While winter is throwing its last frosty punches, enjoy the progress seedlings are making indoors. This transformation from seed to plants and eventually to maturity outdoors can be a learning tool for youngsters. In watching the plants grow, they become aware of the phases of plant life and, who knows, maybe a spark of interest in gardening will be ignited. There are no age limits on gardeners.
Give children their own space in the garden. Let the experience include everything from tilling the soil, planting seeds or transplants, to putting up simple string trellises for runner beans, cucumbers, etc. If there’s an interest in flowers, let the young gardeners plant some bright annuals such as marigolds, petunias, nasturtiums. The list is endless.
Just as with adults, there’s something special about one’s own garden where the selection of plants is yours. For children, stick to easily grown vegetables that they like to eat. Even though broccoli is an interesting plant and full of vitamins, don’t insist on kids growing it if they hate it. Grow broccoli in your own part of the garden.
Springtime brings on a flurry of activity. If you have a new garden spot and aren’t sure about the pH of your soil, this is a good time to have the soil tested. (There’s no harm in having any garden soil tested, as you will find out if, over time, your garden has somehow changed its pH.) A soil test is usually free of charge when done by your County Extension Service. Just contact that office and get instructions as to amount of soil required and when to take it to the office. In the case of large gardens, soil from several spots may be needed.

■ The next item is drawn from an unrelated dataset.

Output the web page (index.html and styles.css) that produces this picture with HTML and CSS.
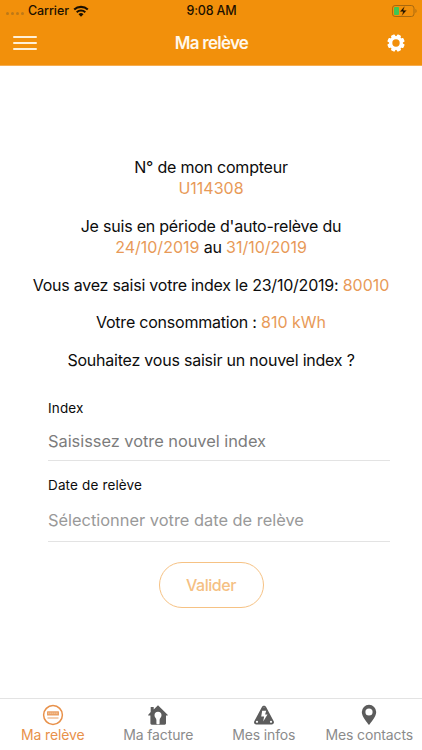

Depending on location, some soils tend to be more acid than others and need lime. Others may be on the alkaline side, so it’s worthwhile to find out all you can about your soil. Once you get soil pH in balance, you’ll find that you can grow a host of vegetables.
While you’re visiting your Extension Service office, check out their pamphlets on other aspects of gardening. There’s a wealth of information to be had and the good part is that it’s free.
So, we come to the real beginning of another growing season. Anyone who had to give up on last year’s garden can now proceed with present plans knowing the off-season time was well spent. Compost is available. Garden soil is in good shape. Tools and equipment are ready to use, and young plants can now begin the hardening off process. This simply means exposing them to outside conditions by putting trays of plants outdoors in protected spots each day where they will have the benefit of sunlight and open air. In order to avoid tender leaves getting sun scald, time outside should be an hour or so for the first few days, gradually increasing exposure time to all day. When weather is favorable, plants will be strong and ready to go into their permanent spots in the garden.
The arrival of spring gives a gardener new hope. It’s a new beginning, and last year’s frustrations and failures begin to fade from memory. This will be the “Year of the Bountiful Garden”—lots of green salads, perfect potatoes, delicious sweet corn, pots of sweet green peas, plump tomatoes, buckets of peppers and eggplants —you name it.
Be thankful you can till your own space again. If there’s a young newcomer with you, share your enthusiasm. There’s no better place than a garden to learn about Mother Nature and the goodness of the earth.